### WRITTEN REQUEST:
Using the data below, gather each line that includes the word "full".
[BEGIN]
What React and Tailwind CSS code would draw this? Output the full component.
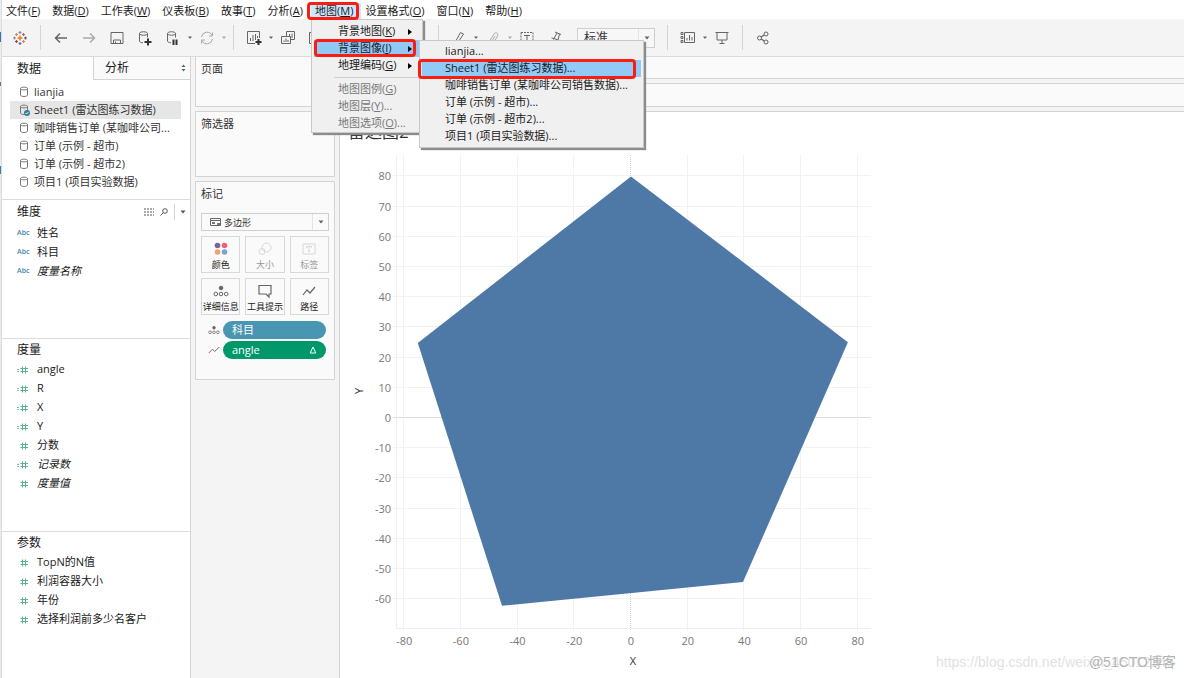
import clsx from 'clsx';

const MENUS = [
  ['文件', 'F'], ['数据', 'D'], ['工作表', 'W'], ['仪表板', 'B'], ['故事', 'T'],
  ['分析', 'A'], ['地图', 'M'], ['设置格式', 'O'], ['窗口', 'N'], ['帮助', 'H'],
];

const MAP_MENU = [
  { label: '背景地图', hotkey: 'K', sub: true },
  { label: '背景图像', hotkey: 'I', sub: true, active: true },
  { label: '地理编码', hotkey: 'G', sub: true },
  null,
  { label: '地图图例', hotkey: 'G', disabled: true },
  { label: '地图层', hotkey: 'Y', suffix: '...', disabled: true },
  { label: '地图选项', hotkey: 'O', suffix: '...', disabled: true },
];

const IMAGE_MENU = [
  'lianjia...',
  'Sheet1 (雷达图练习数据)...',
  '咖啡销售订单 (某咖啡公司销售数据)...',
  '订单 (示例 - 超市)...',
  '订单 (示例 - 超市2)...',
  '项目1 (项目实验数据)...',
];

const SOURCES = [
  'lianjia',
  'Sheet1 (雷达图练习数据)',
  '咖啡销售订单 (某咖啡公司...',
  '订单 (示例 - 超市)',
  '订单 (示例 - 超市2)',
  '项目1 (项目实验数据)',
];

const DIMENSIONS = [
  { name: '姓名', kind: 'abc' },
  { name: '科目', kind: 'abc' },
  { name: '度量名称', kind: 'abc', italic: true },
];

const MEASURES = [
  { name: 'angle', kind: 'calc' },
  { name: 'R', kind: 'calc' },
  { name: 'X', kind: 'calc' },
  { name: 'Y', kind: 'calc' },
  { name: '分数', kind: 'num' },
  { name: '记录数', kind: 'calc', italic: true },
  { name: '度量值', kind: 'num', italic: true },
];

const PARAMS = [
  { name: 'TopN的N值', kind: 'num' },
  { name: '利润容器大小', kind: 'num' },
  { name: '年份', kind: 'num' },
  { name: '选择利润前多少名客户', kind: 'num' },
];

const POINTS = [[0, 80], [76.5, 25.1], [39.5, -54.3], [-45.5, -62.2], [-75.2, 24.8]];

export default function App() {
  return (
    <div className="relative flex min-h-screen bg-white font-['Open_Sans','Noto_Sans_CJK_SC',sans-serif] text-[11px] text-[#1a1a1a]">
      <WindowEdge />
      <div className="flex min-w-0 flex-1 flex-col">
        <MenuBar />
        <Toolbar />
        <div className="flex flex-1 bg-[#f4f4f4]">
          <DataPane />
          <Cards />
          <Worksheet />
        </div>
      </div>
      <div className="absolute right-2 bottom-2 h-4 w-60 font-['Liberation_Sans','Noto_Sans_CJK_SC',sans-serif] text-[14px] leading-4 whitespace-nowrap">
        <span className="block text-[#e2e2e2]">https://blog.csdn.net/weixin_45012345</span>
        <span className="absolute top-0 right-0 text-[#b4b4b4]">@51CTO博客</span>
      </div>
    </div>
  );
}

// sliver of the window behind
function WindowEdge() {
  return (
    <div className="flex w-0.5 shrink-0 flex-col border-r border-[#dcdcdc] bg-[#ececec]">
      <div className="mt-8 h-2.5 bg-[#2a7ab8]" />
      <div className="mt-10 h-1 bg-[#777]" />
      <div className="mt-20 h-2 bg-[#3580a8]" />
    </div>
  );
}

function MenuBar() {
  return (
    <nav className="flex h-[19px] bg-white pt-[3px]">
      {MENUS.map(([label, hotkey]) => {
        const open = hotkey === 'M';
        return (
          <div key={hotkey} className="relative flex">
            <button className={clsx('flex h-4 items-center pr-2 pl-1 whitespace-nowrap', open && 'bg-[#cce8ff]')}>
              {label}(<u>{hotkey}</u>)
            </button>
            {open && (
              <>
                <MapMenu />
                <div className="absolute -top-px right-0.5 -left-1 z-30 h-[18px] rounded border-[3px] border-[#fb1d12]" />
              </>
            )}
          </div>
        );
      })}
    </nav>
  );
}

function MapMenu() {
  return (
    <div role="menu" className="absolute top-4 left-0 z-10 w-[112px] border border-[#c8c8c8] bg-[#f0f0f0] px-[2px] pt-[3px] shadow-[2px_2px_1px_#8c8c8c]">
      {MAP_MENU.map((item, i) =>
        item ? (
          <div key={i} className="relative">
            <button
              role="menuitem"
              disabled={item.disabled}
              className={clsx(
                'flex h-[17px] w-full items-center pl-6 whitespace-nowrap',
                item.active && 'bg-[#91c9f7]',
                item.disabled && 'text-[#777]'
              )}
            >
              {item.label}(<u>{item.hotkey}</u>){item.suffix}
              {item.sub && (
                <svg viewBox="0 0 4 6" className="mr-2 ml-auto h-1.5 w-1">
                  <path d="M0 0l4 3-4 3z" />
                </svg>
              )}
            </button>
            {item.active && (
              <>
                <ImageMenu />
                <div className="absolute -top-px left-0 z-30 h-[18px] w-[102px] rounded border-[3px] border-[#fb1d12]" />
              </>
            )}
          </div>
        ) : (
          <div key={i} className="my-[3px] ml-5 border-t border-[#cfcfcf]" />
        )
      )}
    </div>
  );
}

function ImageMenu() {
  return (
    <div role="menu" className="absolute top-0 left-[105px] z-20 w-[225px] border border-[#c8c8c8] bg-[#f0f0f0] p-[2px] shadow-[2px_2px_1px_#8c8c8c]">
      {IMAGE_MENU.map((label, i) => (
        <div key={label} className="relative">
          <button
            role="menuitem"
            className={clsx('flex h-[17px] w-full items-center pl-[23px] whitespace-nowrap', i === 1 && 'bg-[#91c9f7]')}
          >
            {label}
          </button>
          {i === 1 && <div className="absolute -top-px -left-1 z-30 h-5 w-[218px] rounded border-[3px] border-[#fb1d12]" />}
        </div>
      ))}
    </div>
  );
}

function Toolbar() {
  return (
    <div className="flex h-[38px] items-center border-b border-[#dadada] bg-[#f4f4f4] pl-1 text-[#666]">
      <Tool label="Tableau"><Logo /></Tool>
      <Divider />
      <Tool label="撤消"><path d="M14 8H3M7 3.500L2.500 8 7 12.500" strokeWidth="1.500" /></Tool>
      <Tool label="重做" dim><path d="M2 8h11M9 3.500L13.500 8 9 12.500" strokeWidth="1.500" /></Tool>
      <Tool label="保存"><path d="M2 2.500h12v11H2zM4.500 13.500v-3.500h7v3.500M6.500 13v-1.500" /></Tool>
      <Tool label="新建数据源">
        <path d="M2.500 3.500c0-2.300 8-2.300 8 0s-8 2.300-8 0v7.500c0 1 1.500 1.700 3.500 1.800M10.500 3.500v4" />
        <path d="M11 8.500v7M7.500 12h7" stroke="#333" strokeWidth="2" />
      </Tool>
      <Tool label="暂停自动更新">
        <path d="M2.500 3.500c0-2.300 8-2.300 8 0s-8 2.300-8 0v7.500c0 1 1.500 1.700 3.500 1.800M10.500 3.500v4" />
        <path d="M8.500 9.500v5.500M11.500 9.500v5.500" stroke="#333" strokeWidth="2" />
      </Tool>
      <Caret />
      <Tool label="运行更新" dim>
        <path d="M2.500 7A5.500 5.500 0 0 1 13 5.500M13.500 9A5.500 5.500 0 0 1 3 10.500M13.500 2.500v3.500h-3.500M2.500 13.500V10H6" />
      </Tool>
      <Caret dim />
      <Divider />
      <Tool label="新建工作表">
        <path d="M9 13.500H1.500v-12h12V8M4.500 11V8M7 11V5M9.500 10V4M11.500 8V6" />
        <path d="M12.500 9v6M9.500 12h6" stroke="#333" strokeWidth="2" />
      </Tool>
      <Caret />
      <Tool label="复制">
        <path d="M6.500 6.500v-5h8v8h-4M1.500 6.500h9v7h-9zM4 12v-1.500M6 12V8.500M8 12v-2M9.500 4v2M12 3.500V8" />
      </Tool>
      <Tool label="清除工作表"><path d="M1.500 2.500h12v11h-12z" /></Tool>
      <Caret />
      <Tool label="交换行和列"><path d="M3 5h9l-3-3M13 11H4l3 3" /></Tool>
      <Tool label="升序排序"><path d="M3 3v10M7 4h3M7 8h5M7 12h7" /></Tool>
      <Tool label="降序排序"><path d="M3 3v10M7 4h7M7 8h5M7 12h3" /></Tool>
      <div className="mr-1.5"><Caret /></div>
      <Divider />
      <Tool label="突出显示"><path d="M4 12.500L9.500 2.500l3 1.500-5.500 8.500zM4 12.500l-1.500 1.500H6" /></Tool>
      <Caret />
      <Tool label="组成员" dim><path d="M4 12L9 4c1.500-2.500 5-.5 3.500 2l-4 7c-1 1.500-3 .5-2-1l3.500-6" /></Tool>
      <Caret dim />
      <Tool label="显示标记标签">
        <path d="M2 2.500h12v10H2z" strokeDasharray="2 1" />
        <path d="M5 5.500h6M8 5.500V11" />
      </Tool>
      <Tool label="固定轴"><path d="M8 2l6 2.500M10 3L7 8.500l4 1.500M12.500 4l-1.500 6M7 8.500L4.500 8M6.500 9.500L3 14" /></Tool>
      <div className="relative mr-1.5 ml-2 h-5 w-[78px] border border-[#cfcfcf] bg-[#f7f7f7]">
        <select aria-label="适合" className="h-full w-full appearance-none pl-1.5 text-[12px] leading-[18px] text-[#333]">
          <option>标准</option>
        </select>
        <SelectArrow />
      </div>
      <Divider />
      <Tool label="显示卡">
        <path d="M1 2.500h2v2H1zM1 6.500h2v2H1zM1 10.500h2v2H1zM4.500 2.500h10v10h-10zM7 10.500V8M9.500 10.500V5M12 10.500V7" />
      </Tool>
      <Caret />
      <Tool label="演示模式"><path d="M1.500 2.500h13M3 2.500v7.500h10V2.500M8 10v3.500M5.500 13.500h5" /></Tool>
      <Divider />
      <Tool label="共享">
        <circle cx="4.500" cy="8" r="2" />
        <circle cx="11" cy="4" r="2" />
        <circle cx="11" cy="12" r="2" />
        <path d="M6.200 7l3-2M6.200 9l3 2" strokeWidth="1.300" />
      </Tool>
    </div>
  );
}

function Tool({ label, dim, children }) {
  return (
    <button aria-label={label} className={clsx('flex h-7 w-7 items-center justify-center', dim && 'text-[#aaa]')}>
      <svg viewBox="0 0 16 16" className="h-4 w-4" fill="none" stroke="currentColor">{children}</svg>
    </button>
  );
}

function Divider() {
  return <div className="mx-[6px] h-[25px] w-px bg-[#d4d4d4]" />;
}

function Caret({ dim }) {
  return (
    <svg viewBox="0 0 6 4" className={clsx('h-1 w-1.5', dim && 'text-[#aaa]')} fill="currentColor">
      <path d="M1 .5h4L3 3z" />
    </svg>
  );
}

function SelectArrow() {
  return (
    <div className="pointer-events-none absolute inset-y-0 right-0 flex w-4 items-center justify-center border-l border-[#e4e4e4] text-[#666]">
      <svg viewBox="0 0 6 4" className="h-1 w-1.5" fill="currentColor"><path d="M.5.5h5L3 3.500z" /></svg>
    </div>
  );
}

function Logo() {
  return (
    <g strokeWidth="1.200">
      <path d="M8 5.500v5M5.500 8h5" stroke="#eb7b30" strokeWidth="1.500" />
      <path d="M8 1v3M6.500 2.500h3" stroke="#6c8fb5" />
      <path d="M8 12v3M6.500 13.500h3" stroke="#54739f" />
      <path d="M2.500 6.500v3M1 8h3" stroke="#7099a6" />
      <path d="M13.500 6.500v3M12 8h3" stroke="#4a5f92" />
      <path d="M4.500 3v3M3 4.500h3" stroke="#e6892f" />
      <path d="M11.500 10v3M10 11.500h3" stroke="#e08a32" />
      <path d="M4.500 10v3M3 11.500h3" stroke="#c0394f" />
      <path d="M11.500 3v3M10 4.500h3" stroke="#cf5a65" />
    </g>
  );
}

function DataPane() {
  return (
    <aside className="flex w-[189px] shrink-0 flex-col border-r border-[#d4d4d4] bg-white">
      <div className="flex h-[23px] text-[12px]">
        <button className="w-[91px] pl-[15px] text-left">数据</button>
        <button className="flex flex-1 items-center justify-between border-b border-l border-[#d4d4d4] bg-[#fafafa] pr-1 pl-[11px]">
          分析
          <svg viewBox="0 0 5 8" className="h-2 w-[5px]" fill="#567"><path d="M.5 3L2.500.5l2 2.500zM.5 5l2 2.500 2-2.500z" /></svg>
        </button>
      </div>
      <ul className="h-[120px] border-b border-[#dcdcdc] pt-[3px] pr-[9px] pl-2">
        {SOURCES.map((name, i) => (
          <li key={name} className={clsx('flex h-[18px] items-center gap-1 pl-2 whitespace-nowrap text-[#333]', i === 1 && 'bg-[#e6e6e6]')}>
            <svg viewBox="0 0 12 12" className="h-3 w-3" fill="none" stroke="#777">
              <path d="M2.500 2.500c0-1.800 7-1.800 7 0s-7 1.800-7 0v6.500c0 2 7 2 7 0V2.500" />
              {i === 1 && <><circle cx="9" cy="9" r="3" fill="#2b7fa3" stroke="none" /><path d="M7.500 9l1 1 2-2" stroke="#fff" /></>}
            </svg>
            {name}
          </li>
        ))}
      </ul>
      <section className="h-[139px] border-b border-[#dcdcdc]">
        <div className="flex h-6 items-center">
          <h2 className="flex-1 pl-[15px] text-[12px]">维度</h2>
          <button aria-label="查看数据" className="mr-1.5">
            <svg viewBox="0 0 10 8" className="h-2 w-2.5" stroke="#555" strokeDasharray="2 1"><path d="M0 1h10M0 4h10M0 7h10" /></svg>
          </button>
          <button aria-label="查找字段" className="mr-1.5">
            <svg viewBox="0 0 8 8" className="h-2 w-2" fill="none" stroke="#555"><circle cx="5" cy="3" r="2.300" /><path d="M3.300 4.700L.5 7.500" /></svg>
          </button>
          <button aria-label="维度菜单" className="flex h-4 w-4 items-center justify-center border-l border-[#d4d4d4] text-[#555]">
            <svg viewBox="0 0 6 4" className="h-1 w-1.5" fill="currentColor"><path d="M.5.5h5L3 3.500z" /></svg>
          </button>
        </div>
        <FieldList fields={DIMENSIONS} />
      </section>
      <section className="h-[193px] border-b border-[#dcdcdc]">
        <h2 className="flex h-[21px] items-center pl-[15px] text-[12px]">度量</h2>
        <FieldList fields={MEASURES} />
      </section>
      <section className="flex-1">
        <h2 className="flex h-[21px] items-center pl-[15px] text-[12px]">参数</h2>
        <FieldList fields={PARAMS} />
      </section>
    </aside>
  );
}

function FieldList({ fields }) {
  return (
    <ul>
      {fields.map((f) => (
        <li key={f.name} className="flex h-[19px] items-center pl-[15px]">
          <span className="flex w-5 items-center">
            {f.kind === 'abc' ? (
              <span className="text-[7px] font-semibold text-[#3d85a5]">Abc</span>
            ) : (
              <svg viewBox="0 0 12 8" className="h-2 w-3" fill="none" stroke="#5cb394">
                {f.kind === 'calc' && <path d="M0 3.500h2M0 5.500h2" strokeWidth=".8" />}
                <path d="M5.500.5v7M8.500.5v7M3.500 2.500h7.500M3.500 5.500h7.500" />
              </svg>
            )}
          </span>
          <span className={clsx('whitespace-nowrap', f.italic && 'italic')}>{f.name}</span>
        </li>
      ))}
    </ul>
  );
}

function Cards() {
  return (
    <div className="flex w-[149px] shrink-0 flex-col gap-1 border-r border-[#d4d4d4] pr-1 pl-1 text-[#333]">
      <section className="h-[50px] border border-t-0 border-[#d4d4d4] bg-[#fafafa] px-[5px] pt-1">
        <h2 className="leading-4">页面</h2>
      </section>
      <section className="h-[66px] border border-[#d4d4d4] bg-[#fafafa] px-[5px] pt-1">
        <h2 className="leading-4">筛选器</h2>
      </section>
      <section className="h-[199px] border border-[#d4d4d4] bg-[#fafafa] px-[5px] pt-1">
        <h2 className="leading-4">标记</h2>
        <div className="relative mt-[11px] h-[18px] border border-[#cfcfcf]">
          <select aria-label="标记类型" className="h-full w-full appearance-none pl-[22px] text-[9px] leading-4">
            <option>多边形</option>
          </select>
          <svg viewBox="0 0 11 8" className="absolute top-1 left-2 h-2 w-[11px]" fill="none" stroke="#666">
            <path d="M.5.5h10v7H.5zM.5 2.500h10" /><path d="M2 4h3v2H2zM7 5h3v2H7z" fill="#777" stroke="none" />
          </svg>
          <SelectArrow />
        </div>
        <div className="mt-[5px] grid grid-cols-3 gap-[5px]">
          <Mark label="颜色">
            <g stroke="none">
              <circle cx="4.500" cy="4.500" r="2.800" fill="#7a6496" /><circle cx="11.500" cy="4.500" r="2.800" fill="#ef6274" />
              <circle cx="4.500" cy="11" r="2.800" fill="#f2a06c" /><circle cx="11.500" cy="11" r="2.800" fill="#7ba3d0" />
            </g>
          </Mark>
          <Mark label="大小" dim><circle cx="9.500" cy="6.500" r="4.500" /><circle cx="5" cy="10.500" r="3" /></Mark>
          <Mark label="标签" dim><path d="M2 3h12v10H2zM5.500 7V5.500h5V7M8 5.500v5M7 10.500h2" /></Mark>
          <Mark label="详细信息"><DetailDots /></Mark>
          <Mark label="工具提示"><path d="M2 2.500h12v8.500h-2v3L9 11H2z" strokeWidth="1.200" /></Mark>
          <Mark label="路径"><path d="M2 12l4-5 3 3 5-6" strokeWidth="1.200" /></Mark>
        </div>
        <div className="mt-1.5 flex flex-col gap-0.5">
          <Pill icon={<DetailDots />} className="bg-[#4996b2]">科目</Pill>
          <Pill icon={<path d="M1 12l5-5 3 3 6-6" strokeWidth="1.300" />} className="bg-[#00986a]">
            angle
            <svg viewBox="0 0 8 8" className="h-2 w-2" fill="none" stroke="#fff"><path d="M4 1l2.800 6H1.200z" /></svg>
          </Pill>
        </div>
      </section>
    </div>
  );
}

function DetailDots() {
  return (
    <>
      <circle cx="8" cy="5" r="1.800" fill="currentColor" />
      <circle cx="2.800" cy="11" r="1.800" />
      <circle cx="8" cy="11" r="1.800" />
      <circle cx="13.200" cy="11" r="1.800" />
    </>
  );
}

function Mark({ label, dim, children }) {
  return (
    <button
      disabled={dim}
      className={clsx(
        'flex h-[37px] flex-col items-center justify-between border border-[#d8d8d8] pt-1 text-[9px] leading-[14px] whitespace-nowrap',
        dim ? 'text-[#999]' : 'text-[#222]'
      )}
    >
      <svg viewBox="0 0 16 16" className={clsx('h-4 w-4 shrink-0', dim ? 'text-[#d8d8d8]' : 'text-[#666]')} fill="none" stroke="currentColor">
        {children}
      </svg>
      {label}
    </button>
  );
}

function Pill({ icon, className, children }) {
  return (
    <div className="flex items-center gap-[3px] pr-[3px] pl-[7px]">
      <svg viewBox="0 0 16 16" className="h-3 w-3 shrink-0 text-[#666]" fill="none" stroke="currentColor">{icon}</svg>
      <div className={clsx('flex h-[18px] flex-1 items-center justify-between rounded-full pr-[9px] pl-[9px] text-white', className)}>
        {children}
      </div>
    </div>
  );
}

function Worksheet() {
  return (
    <main className="flex min-w-0 flex-1 flex-col">
      <div className="flex h-[22px] items-center border-b border-[#d4d4d4] bg-[#fafafa] pl-2">列</div>
      <div className="mt-1 flex h-6 items-center border-y border-[#d4d4d4] bg-[#fafafa] pl-2">行</div>
      <div className="mt-1 flex-1 overflow-hidden border-t border-[#d4d4d4] bg-white pt-2">
        <h1 className="flex h-6 items-center pl-2 text-[17px] text-[#333]">雷达图2</h1>
        <Chart />
      </div>
    </main>
  );
}

const sx = (v) => 291 + v * 2.835;
const sy = (v) => 274 - v * 3.02;
const X_TICKS = [-80, -60, -40, -20, 0, 20, 40, 60, 80];
const Y_TICKS = [80, 70, 60, 50, 40, 30, 20, 10, 0, -10, -20, -30, -40, -50, -60];

function Chart() {
  return (
    <svg width="540" height="534" viewBox="0 0 540 534" className="block text-[11px]" fill="#787878">
      {Y_TICKS.map((t) => (
        <g key={t}>
          <path d={`M53 ${Math.round(sy(t)) - 0.5}H531`} stroke={t === 0 ? '#dcdcdc' : '#f2f2f2'} />
          <text x="51" y={sy(t) + 4} textAnchor="end">{t}</text>
        </g>
      ))}
      {X_TICKS.map((t) => (
        <g key={t}>
          <path d={`M${Math.round(sx(t)) - 0.5} 11V487`} stroke={t === 0 ? '#d0d0d0' : '#f2f2f2'} strokeDasharray={t === 0 ? '1 1' : undefined} />
          <text x={sx(t)} y="501" textAnchor="middle">{t}</text>
        </g>
      ))}
      <path d="M56.500 11V484.500H531" fill="none" stroke="#efefef" />
      <polygon points={POINTS.map(([x, y]) => `${sx(x)},${sy(y)}`).join(' ')} fill="#4e79a7" />
      <text x="293" y="521" textAnchor="middle" fill="#333">X</text>
      <text transform="translate(23 247) rotate(-90)" textAnchor="middle" fill="#333">Y</text>
    </svg>
  );
}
[END]
### ANSWER TO THIS PROBLEM:
What React and Tailwind CSS code would draw this? Output the full component.
                'flex h-[17px] w-full items-center pl-6 whitespace-nowrap',
            className={clsx('flex h-[17px] w-full items-center pl-[23px] whitespace-nowrap', i === 1 && 'bg-[#91c9f7]')}
        <select aria-label="适合" className="h-full w-full appearance-none pl-1.5 text-[12px] leading-[18px] text-[#333]">
          <select aria-label="标记类型" className="h-full w-full appearance-none pl-[22px] text-[9px] leading-4">
      <div className={clsx('flex h-[18px] flex-1 items-center justify-between rounded-full pr-[9px] pl-[9px] text-white', className)}>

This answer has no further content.